IMEC has a new sub-100 nm silicon device technology and physics program under way that will include the study of some quantum mechanical aspects of these devices. IMEC fabricated sub-100 nm transistor structures in 1996. Van den hove said he believes optical lithography can be used down to 100 nm and that X-ray lithography may have a limited application.

ASML is collaborating with Ionen Mikrofabrikations Systeme GmbH (IMS, Vienna, Austria) on an ion projection lithography technique developed by IMS. In a MEDEA project involving Siemens (Munich, Germany), Leica (Jena, Germany) and the Institute of Microelectronics (StuttFgart, Germany), it plans to develop a 100 nm prototype stepper using this technique for 300 mm wafers by the end of next year. This will employ a broad beam of hydrogen or helium ions of about 150 keV. The ions will be projected through a stencil mask to develop a photoresist on the surface of a die.

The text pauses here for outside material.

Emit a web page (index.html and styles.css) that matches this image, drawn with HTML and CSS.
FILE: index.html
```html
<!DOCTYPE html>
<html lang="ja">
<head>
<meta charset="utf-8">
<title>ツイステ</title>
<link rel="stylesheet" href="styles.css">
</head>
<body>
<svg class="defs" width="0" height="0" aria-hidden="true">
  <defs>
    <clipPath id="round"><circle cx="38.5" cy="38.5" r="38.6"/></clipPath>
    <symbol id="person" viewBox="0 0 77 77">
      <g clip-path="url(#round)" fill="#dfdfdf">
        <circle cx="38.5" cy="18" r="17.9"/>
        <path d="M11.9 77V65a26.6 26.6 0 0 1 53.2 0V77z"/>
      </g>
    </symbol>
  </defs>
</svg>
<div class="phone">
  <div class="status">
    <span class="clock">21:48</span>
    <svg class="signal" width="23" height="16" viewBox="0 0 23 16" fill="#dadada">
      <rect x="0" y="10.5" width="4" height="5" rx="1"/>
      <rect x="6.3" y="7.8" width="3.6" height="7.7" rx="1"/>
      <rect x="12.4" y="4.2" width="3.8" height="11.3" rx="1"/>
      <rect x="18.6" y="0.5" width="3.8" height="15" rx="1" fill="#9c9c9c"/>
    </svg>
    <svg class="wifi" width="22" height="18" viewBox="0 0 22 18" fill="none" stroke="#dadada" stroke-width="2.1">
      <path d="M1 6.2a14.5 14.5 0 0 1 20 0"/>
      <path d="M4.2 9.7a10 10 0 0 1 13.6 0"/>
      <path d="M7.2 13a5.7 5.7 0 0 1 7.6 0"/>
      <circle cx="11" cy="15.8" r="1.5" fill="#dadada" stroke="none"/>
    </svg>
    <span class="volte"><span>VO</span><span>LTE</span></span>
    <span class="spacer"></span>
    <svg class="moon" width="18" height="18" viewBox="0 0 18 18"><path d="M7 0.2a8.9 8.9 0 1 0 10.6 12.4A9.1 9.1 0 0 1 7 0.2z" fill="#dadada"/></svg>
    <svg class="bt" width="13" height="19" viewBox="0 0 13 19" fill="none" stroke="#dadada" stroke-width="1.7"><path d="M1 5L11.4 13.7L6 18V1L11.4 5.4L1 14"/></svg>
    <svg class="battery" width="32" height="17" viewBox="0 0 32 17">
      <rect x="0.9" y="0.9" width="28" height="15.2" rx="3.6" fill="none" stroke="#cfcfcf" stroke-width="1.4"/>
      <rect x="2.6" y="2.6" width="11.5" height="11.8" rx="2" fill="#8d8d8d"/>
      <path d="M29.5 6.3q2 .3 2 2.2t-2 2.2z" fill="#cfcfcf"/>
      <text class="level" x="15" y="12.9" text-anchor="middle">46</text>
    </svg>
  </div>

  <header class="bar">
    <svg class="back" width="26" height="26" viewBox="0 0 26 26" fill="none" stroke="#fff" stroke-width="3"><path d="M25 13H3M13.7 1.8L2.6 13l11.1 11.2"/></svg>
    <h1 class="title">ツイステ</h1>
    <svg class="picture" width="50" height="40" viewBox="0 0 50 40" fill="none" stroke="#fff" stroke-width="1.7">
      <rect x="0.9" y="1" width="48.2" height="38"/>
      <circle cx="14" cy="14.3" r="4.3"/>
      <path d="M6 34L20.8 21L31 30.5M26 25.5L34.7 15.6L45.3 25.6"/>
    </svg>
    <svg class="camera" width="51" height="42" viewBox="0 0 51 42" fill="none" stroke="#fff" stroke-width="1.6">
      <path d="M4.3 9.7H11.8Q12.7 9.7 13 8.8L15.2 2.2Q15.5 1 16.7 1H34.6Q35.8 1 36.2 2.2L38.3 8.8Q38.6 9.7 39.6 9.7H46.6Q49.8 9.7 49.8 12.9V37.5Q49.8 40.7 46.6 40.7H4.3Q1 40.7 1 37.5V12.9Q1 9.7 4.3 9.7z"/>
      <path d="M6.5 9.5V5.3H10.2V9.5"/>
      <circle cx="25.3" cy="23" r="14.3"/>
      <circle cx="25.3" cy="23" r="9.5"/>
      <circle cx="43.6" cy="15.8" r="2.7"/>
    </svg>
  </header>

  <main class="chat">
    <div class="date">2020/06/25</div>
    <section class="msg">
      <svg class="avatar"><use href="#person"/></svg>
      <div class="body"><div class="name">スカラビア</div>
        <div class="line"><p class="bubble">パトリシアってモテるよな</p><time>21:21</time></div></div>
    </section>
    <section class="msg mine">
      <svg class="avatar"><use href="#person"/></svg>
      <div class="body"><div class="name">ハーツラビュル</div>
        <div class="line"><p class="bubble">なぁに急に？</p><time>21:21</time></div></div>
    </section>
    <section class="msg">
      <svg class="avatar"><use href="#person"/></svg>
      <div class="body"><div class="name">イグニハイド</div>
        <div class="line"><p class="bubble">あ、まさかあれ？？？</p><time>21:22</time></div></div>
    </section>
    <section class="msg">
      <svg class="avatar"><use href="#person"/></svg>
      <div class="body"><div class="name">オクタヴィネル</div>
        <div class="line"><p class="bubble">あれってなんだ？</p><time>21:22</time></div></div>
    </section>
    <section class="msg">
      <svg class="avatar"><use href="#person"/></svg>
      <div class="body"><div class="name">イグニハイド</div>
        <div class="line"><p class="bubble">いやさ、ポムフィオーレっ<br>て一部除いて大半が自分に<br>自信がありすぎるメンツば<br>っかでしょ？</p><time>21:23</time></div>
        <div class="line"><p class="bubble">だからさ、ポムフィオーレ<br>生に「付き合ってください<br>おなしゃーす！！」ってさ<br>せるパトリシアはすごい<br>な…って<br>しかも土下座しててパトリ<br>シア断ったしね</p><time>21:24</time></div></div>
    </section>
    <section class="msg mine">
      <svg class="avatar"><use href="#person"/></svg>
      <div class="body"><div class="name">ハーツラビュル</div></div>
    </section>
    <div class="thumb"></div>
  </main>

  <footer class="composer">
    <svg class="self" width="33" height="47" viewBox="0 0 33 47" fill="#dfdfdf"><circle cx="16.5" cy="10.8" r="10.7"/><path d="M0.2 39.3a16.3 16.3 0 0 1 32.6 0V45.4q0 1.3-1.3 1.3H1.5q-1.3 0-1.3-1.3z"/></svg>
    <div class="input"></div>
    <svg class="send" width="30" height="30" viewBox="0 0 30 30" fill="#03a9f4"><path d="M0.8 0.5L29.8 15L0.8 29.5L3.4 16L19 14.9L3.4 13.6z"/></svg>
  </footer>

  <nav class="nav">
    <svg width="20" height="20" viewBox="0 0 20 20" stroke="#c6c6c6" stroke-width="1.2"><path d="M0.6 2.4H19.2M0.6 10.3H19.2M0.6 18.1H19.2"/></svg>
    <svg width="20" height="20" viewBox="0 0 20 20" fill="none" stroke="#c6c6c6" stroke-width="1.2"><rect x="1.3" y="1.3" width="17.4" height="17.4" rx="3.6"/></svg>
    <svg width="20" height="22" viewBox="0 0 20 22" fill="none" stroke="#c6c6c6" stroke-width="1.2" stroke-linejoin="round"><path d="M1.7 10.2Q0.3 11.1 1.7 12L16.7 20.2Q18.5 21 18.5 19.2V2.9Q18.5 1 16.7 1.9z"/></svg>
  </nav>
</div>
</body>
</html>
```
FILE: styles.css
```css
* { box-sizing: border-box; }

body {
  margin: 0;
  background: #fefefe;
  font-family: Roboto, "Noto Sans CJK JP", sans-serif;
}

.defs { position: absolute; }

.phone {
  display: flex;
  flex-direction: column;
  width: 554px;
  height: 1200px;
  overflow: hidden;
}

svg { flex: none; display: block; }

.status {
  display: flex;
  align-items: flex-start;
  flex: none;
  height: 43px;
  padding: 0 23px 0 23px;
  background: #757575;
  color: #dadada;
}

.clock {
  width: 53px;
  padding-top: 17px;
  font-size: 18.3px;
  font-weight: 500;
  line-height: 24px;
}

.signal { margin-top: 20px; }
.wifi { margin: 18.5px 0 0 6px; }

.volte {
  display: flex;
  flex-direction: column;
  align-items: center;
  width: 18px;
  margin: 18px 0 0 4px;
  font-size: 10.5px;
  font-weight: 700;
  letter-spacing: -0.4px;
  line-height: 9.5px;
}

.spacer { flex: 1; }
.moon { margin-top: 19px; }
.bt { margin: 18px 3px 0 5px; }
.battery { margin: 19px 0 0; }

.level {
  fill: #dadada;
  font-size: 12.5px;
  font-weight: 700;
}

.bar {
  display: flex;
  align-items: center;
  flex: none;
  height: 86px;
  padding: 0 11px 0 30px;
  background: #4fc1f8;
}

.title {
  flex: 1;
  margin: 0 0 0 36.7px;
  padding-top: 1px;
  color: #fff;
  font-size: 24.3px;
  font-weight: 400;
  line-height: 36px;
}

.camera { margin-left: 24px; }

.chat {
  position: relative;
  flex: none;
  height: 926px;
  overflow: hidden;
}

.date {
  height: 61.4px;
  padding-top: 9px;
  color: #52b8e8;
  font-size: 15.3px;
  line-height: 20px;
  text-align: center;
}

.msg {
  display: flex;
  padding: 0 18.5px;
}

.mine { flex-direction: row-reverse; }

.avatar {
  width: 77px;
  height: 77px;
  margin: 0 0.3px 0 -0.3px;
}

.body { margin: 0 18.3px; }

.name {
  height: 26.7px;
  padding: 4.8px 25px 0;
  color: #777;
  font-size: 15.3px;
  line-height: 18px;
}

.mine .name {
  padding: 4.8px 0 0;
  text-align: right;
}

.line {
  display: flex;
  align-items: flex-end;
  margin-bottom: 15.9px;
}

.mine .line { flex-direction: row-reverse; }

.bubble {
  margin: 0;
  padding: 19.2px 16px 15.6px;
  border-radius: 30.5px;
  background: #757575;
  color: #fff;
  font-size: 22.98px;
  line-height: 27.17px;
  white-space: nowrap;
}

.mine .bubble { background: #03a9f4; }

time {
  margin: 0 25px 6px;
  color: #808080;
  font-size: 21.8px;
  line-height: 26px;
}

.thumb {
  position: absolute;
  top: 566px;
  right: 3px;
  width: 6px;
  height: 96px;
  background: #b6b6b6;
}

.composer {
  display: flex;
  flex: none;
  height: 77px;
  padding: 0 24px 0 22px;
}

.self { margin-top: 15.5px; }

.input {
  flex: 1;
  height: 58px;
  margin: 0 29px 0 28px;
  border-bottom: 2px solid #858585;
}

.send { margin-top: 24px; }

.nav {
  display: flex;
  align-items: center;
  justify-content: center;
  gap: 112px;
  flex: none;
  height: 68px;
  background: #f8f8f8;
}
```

IMEC is carrying out pioneering work on on-chip optical interconnects, as well as developing copper and other interconnects. Van Overstraeten foresees that more packaging will be relocated to the sites where the ICs are produced.

SiGe

Many European companies are working on SiGe, mainly because of a strong phone market. Matty Caymax, in charge of silicon and SiGe epitaxy at IMEC, commented that commercially available CVD epitaxial reactors are now operational in a number of European facilities. This makes it possible to transfer SiGe technology from research into production for specialized applications. Included is the Temic (Daimler-Benz) work on SiGe-based bipolar products for mobile communications applications.

Philips Research is using SiGe for HBT in BiCMOS to further enhance high-frequency transistor performance combined with improved noise figures. Philips and CNET (France Telecom) have developed a process for making poly-SiGe for use as a midgap gate material in 0.18 µm CMOS technology. This is compatible with standard CMOS processing.